The Securitisation and Reconstruction of Financial Assets and Enforcement of Security Interest (SARFAESI) Act, introduced in 2002, has been instrumental in fortifying the Indian banking sector. By empowering banks and financial institutions to recover non-performing assets (NPAs) without requiring court intervention, the SARFAESI Act has revolutionized debt recovery processes, enabling banks to maintain financial stability. Finlender explores how this significant legislation strengthens the Indian banking ecosystem.
1. Faster Recovery of NPAs
One of the SARFAESI Act’s most significant impacts on the banking sector is its ability to expedite the recovery of NPAs. Prior to its introduction, banks faced prolonged litigation to recover dues, often leading to financial strain. SARFAESI empowers banks to seize and sell the defaulter’s assets if the loan remains unpaid, streamlining recovery processes and minimizing delays. This swift action allows banks to regain liquidity, ensuring a healthier balance sheet.
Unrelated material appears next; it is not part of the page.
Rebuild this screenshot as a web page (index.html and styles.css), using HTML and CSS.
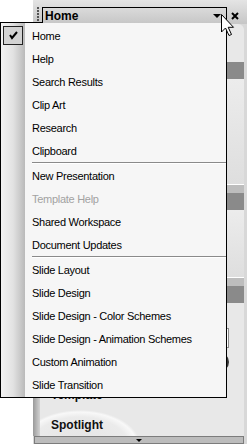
FILE: index.html
```html
<!DOCTYPE html>
<html lang="en">

<head>
    <meta charset="UTF-8">
    <meta name="viewport" content="width=device-width, initial-scale=1.0">
    <title>task pane</title>
    <link rel="stylesheet" href="styles.css">
</head>

<body>
    <!--the pane behind the menu-->
    <div class="pane">
        <div class="pane-head">
            <span class="grip"></span>
            <div class="combo">
                <span class="combo-title">Home</span>
                <span class="combo-arrow"></span>
            </div>
            <svg class="close" width="8" height="8" viewBox="0 0 8 8">
                <path d="M1 1L7 7M7 1L1 7" stroke="#000" stroke-width="2" />
            </svg>
        </div>
        <div class="pane-body">
            <div class="sec-top"></div>
            <div class="band"></div>
            <div class="sec-tall"></div>
            <div class="group">
                <div class="band"></div>
            </div>
            <div class="sec-mid"></div>
            <div class="group">
                <div class="band"></div>
            </div>
            <div class="sec-search">
                <div class="search-box"></div>
                <div class="search-btn"></div>
                <div class="pane-label">Template</div>
            </div>
            <div class="spot">
                <div class="pane-label">Spotlight</div>
            </div>
        </div>
        <div class="hscroll"><span class="hscroll-arrow"></span></div>
    </div>

    <!--the dropdown menu-->
    <div class="menu">
        <div class="item">
            <span class="gutter">
                <span class="check">
                    <svg width="18" height="17" viewBox="0 0 18 17">
                        <path d="M6 8L8 11L13 5" fill="none" stroke="#000" stroke-width="2" />
                    </svg>
                </span>
            </span>
            <span class="label">Home</span>
        </div>
        <div class="item"><span class="gutter"></span><span class="label">Help</span></div>
        <div class="item"><span class="gutter"></span><span class="label">Search Results</span></div>
        <div class="item"><span class="gutter"></span><span class="label">Clip Art</span></div>
        <div class="item"><span class="gutter"></span><span class="label">Research</span></div>
        <div class="item"><span class="gutter"></span><span class="label">Clipboard</span></div>
        <div class="sep"></div>
        <div class="item"><span class="gutter"></span><span class="label">New Presentation</span></div>
        <div class="item disabled"><span class="gutter"></span><span class="label">Template Help</span></div>
        <div class="item"><span class="gutter"></span><span class="label">Shared Workspace</span></div>
        <div class="item"><span class="gutter"></span><span class="label">Document Updates</span></div>
        <div class="sep"></div>
        <div class="item"><span class="gutter"></span><span class="label">Slide Layout</span></div>
        <div class="item"><span class="gutter"></span><span class="label">Slide Design</span></div>
        <div class="item"><span class="gutter"></span><span class="label">Slide Design - Color Schemes</span></div>
        <div class="item"><span class="gutter"></span><span class="label">Slide Design - Animation Schemes</span></div>
        <div class="item"><span class="gutter"></span><span class="label">Custom Animation</span></div>
        <div class="item"><span class="gutter"></span><span class="label">Slide Transition</span></div>
    </div>

    <!--mouse pointer-->
    <svg class="pointer" width="14" height="23" viewBox="0 0 14 23">
        <path d="M0.5 0.5L0.5 18L4.5 14L8 21.5L10.5 20.5L7.2 13.3L12.5 13.3Z" fill="#fff" stroke="#000" stroke-width="1" />
    </svg>
</body>

</html>
```

FILE: styles.css
```css
body {
    margin: 0;
    width: 247px;
    height: 448px;
    position: relative;
    overflow: hidden;
    background: #fff;
    font-family: "Liberation Sans", Arial, sans-serif;
}

/* task pane */
.pane {
    margin-left: 33px;
    width: 214px;
    height: 444px;
    background: #d8d8d8;
    display: flex;
    flex-direction: column;
}

.pane-head {
    height: 24px;
    flex-shrink: 0;
    display: flex;
    align-items: flex-start;
    background: linear-gradient(#e4e4e4, #c6c6c6);
}

.grip {
    width: 2px;
    height: 15px;
    margin: 7px 0 0 4px;
    background: repeating-linear-gradient(#555 0 2px, transparent 2px 3px);
}

.combo {
    margin: 7px 0 0 3px;
    width: 183px;
    height: 16px;
    border: 1px solid #000;
    border-bottom: 0;
    display: flex;
    align-items: center;
}

.combo-title {
    font-weight: bold;
    font-size: 12px;
    padding-left: 2px;
    margin-top: -1px;
}

.combo-arrow {
    margin-left: auto;
    margin-right: 5px;
    margin-top: -1px;
    width: 0;
    height: 0;
    border: 4px solid transparent;
    border-top-color: #000;
    border-bottom: 0;
}

.close {
    margin: 12px 0 0 4px;
}

.pane-body {
    flex: 1;
    margin-right: 3px;
    padding-left: 7px;
    border-top-right-radius: 6px;
    background: linear-gradient(to right, #9a9a9a, #d2d2d2 7px, #e8e8e8 7px);
    display: flex;
    flex-direction: column;
}

.sec-top {
    height: 38px;
}

.band {
    height: 17px;
    background: #8a8a8a;
}

.sec-tall {
    height: 105px;
    background: linear-gradient(#ececec, #dedede);
}

.sec-mid {
    height: 67px;
    background: linear-gradient(#ececec, #dedede);
}

.group {
    border-top: 1px solid #fff;
    padding-top: 8px;
    background: #bdbdbd;
}

.sec-search {
    height: 101px;
    display: flex;
    flex-direction: column;
    align-items: flex-end;
    padding-right: 15px;
}

.search-box {
    margin-top: 25px;
    width: 170px;
    height: 20px;
    box-sizing: border-box;
    background: #fff;
    border: 1px solid #8c8c8c;
}

.search-btn {
    margin-top: 4px;
    width: 20px;
    height: 20px;
    border-radius: 10px;
    background: #333;
}

.pane-label {
    align-self: flex-start;
    margin-left: 11px;
    font-size: 12px;
    font-weight: bold;
    line-height: 14px;
    color: #111;
}

.sec-search .pane-label {
    margin-top: 16px;
}

.spot {
    flex: 1;
    padding-top: 14px;
    background: radial-gradient(ellipse 60px 35px at 40px 41px, #e4e4e4 0, #ebebeb 80%, #f8f8f8 94%, #e8e8e8 100%);
}

.hscroll {
    height: 8px;
    margin: 0 3px 0 1px;
    box-sizing: border-box;
    border: 1px solid #7c7c7c;
    background: #bcbcbc;
    display: flex;
    justify-content: center;
    align-items: center;
}

.hscroll-arrow {
    width: 0;
    height: 0;
    border: 3px solid transparent;
    border-top-color: #000;
    border-bottom: 0;
}

/* dropdown menu */
.menu {
    position: absolute;
    left: 0;
    top: 23px;
    width: 225px;
    padding: 1px 0;
    border: 1px solid #000;
    border-top: 0;
    background: linear-gradient(to right, #f2f2f2, #e2e2e2 12px, #bababa 24px, #f6f6f6 24px);
    font-size: 11px;
    letter-spacing: -0.28px;
}

.menu::before {
    content: "";
    position: absolute;
    left: -1px;
    top: -1px;
    width: 43px;
    height: 1px;
    background: #000;
}

.item {
    height: 23px;
    display: flex;
    align-items: center;
    color: #000;
}

.item.disabled {
    color: #a2a2a2;
}

.gutter {
    width: 31px;
    height: 23px;
    flex-shrink: 0;
}

.check {
    display: block;
    margin: 2px 0 0 2px;
    width: 18px;
    height: 17px;
    border: 1px solid #222;
    background: #d2d2d2;
}

.check svg {
    display: block;
}

.sep {
    height: 2px;
    margin-left: 31px;
    box-sizing: border-box;
    border-top: 1px solid #8a8a8a;
    background: #fff;
}

.pointer {
    position: absolute;
    left: 221px;
    top: 14px;
}
```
2. Enhanced Credit Discipline
The threat of asset confiscation under SARFAESI has improved credit discipline among borrowers. Defaulters are more likely to repay loans promptly to avoid losing their collateral, leading to a reduction in bad loans. This, in turn, has improved the quality of assets held by banks, reducing the need for provisioning and writing off bad debts. As a result, banks have more capital to lend to deserving sectors, stimulating economic growth.
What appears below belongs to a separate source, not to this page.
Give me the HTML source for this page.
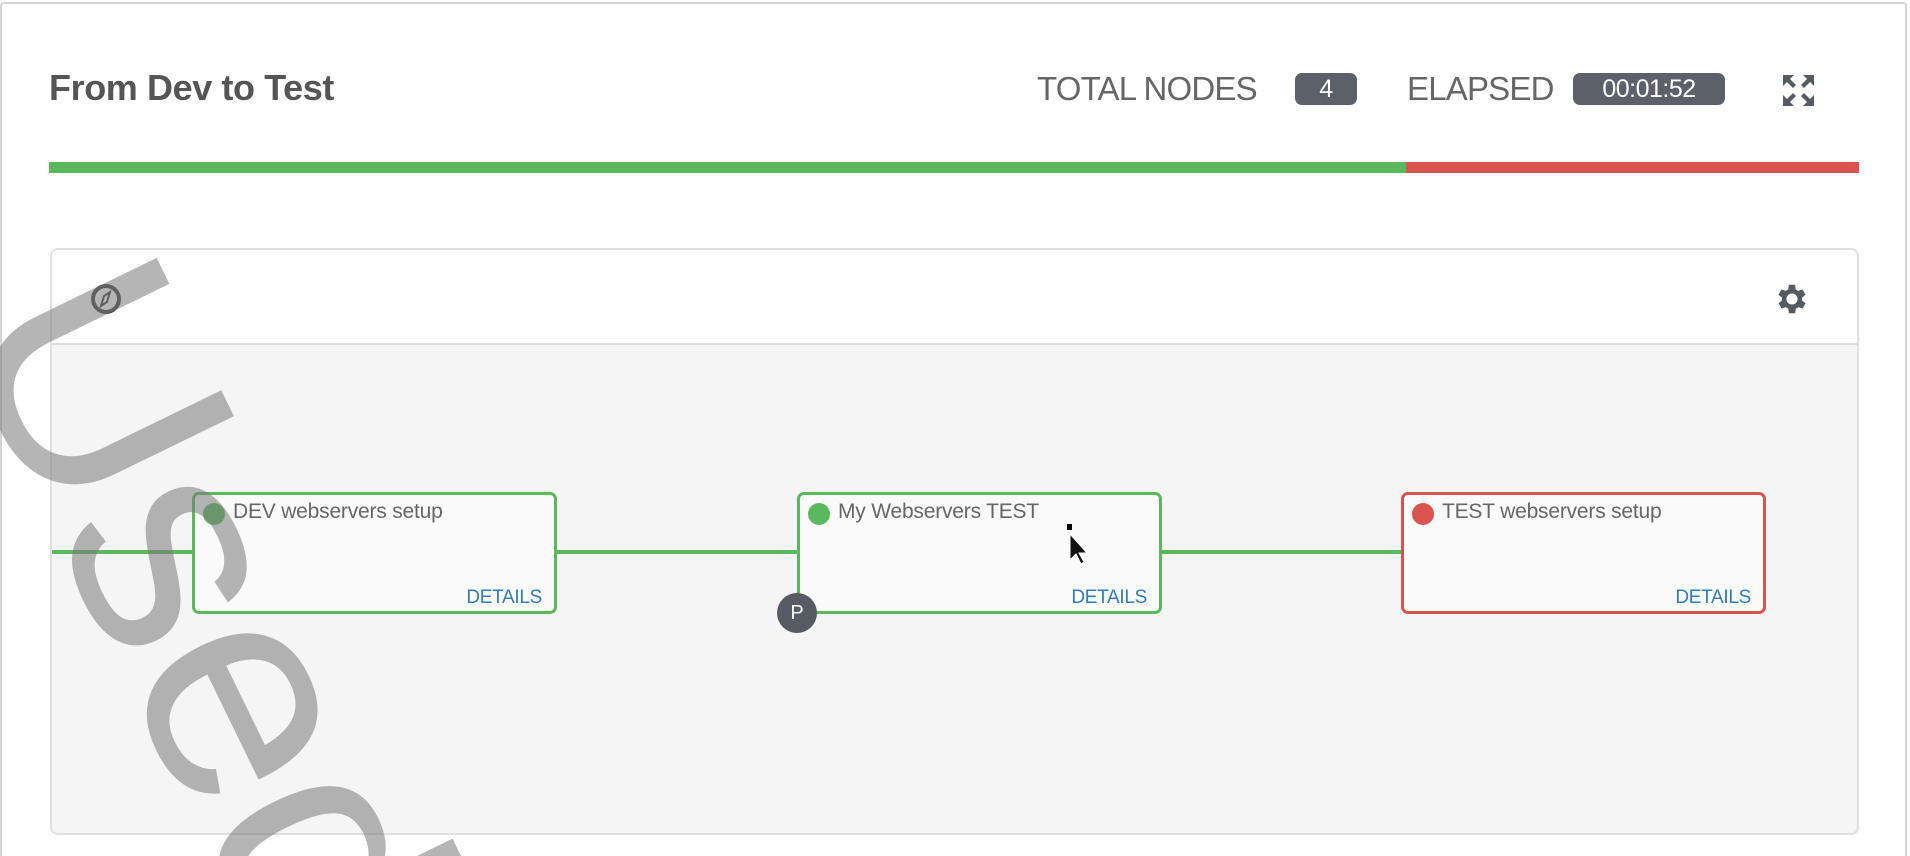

3. Support for Asset Reconstruction Companies (ARCs)
The SARFAESI Act also supports the establishment and functioning of Asset Reconstruction Companies (ARCs), which specialize in acquiring and managing bad loans. ARCs purchase NPAs from banks at a discounted value, enabling banks to offload their stressed assets and focus on core operations. By transferring NPAs to ARCs, banks can clean up their balance sheets and improve profitability.
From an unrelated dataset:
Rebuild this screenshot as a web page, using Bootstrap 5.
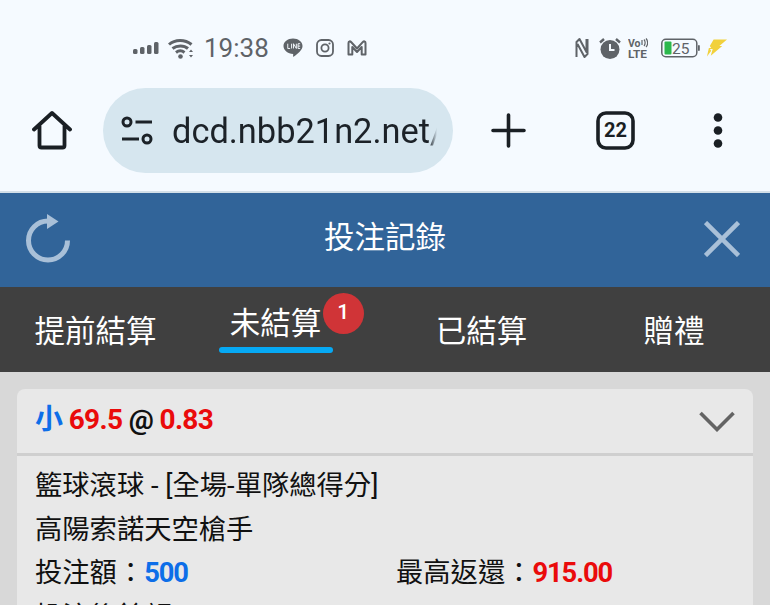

4. Reduced Burden on Courts
One of the most significant benefits of the SARFAESI Act is the reduced burden on the judicial system. Prior to its enactment, banks relied heavily on courts for the recovery of bad loans, which led to overcrowded dockets and delayed justice. With SARFAESI, banks have the power to directly recover debts without court intervention, ensuring timely resolutions.
5. Conclusion
By improving NPA recovery, instilling credit discipline, supporting ARCs, and reducing the reliance on judicial proceedings, the SARFAESI Act has strengthened the Indian banking sector. At Finlender, we recognize the pivotal role this legislation plays in maintaining financial stability, enhancing the credibility of banks, and fostering overall economic growth.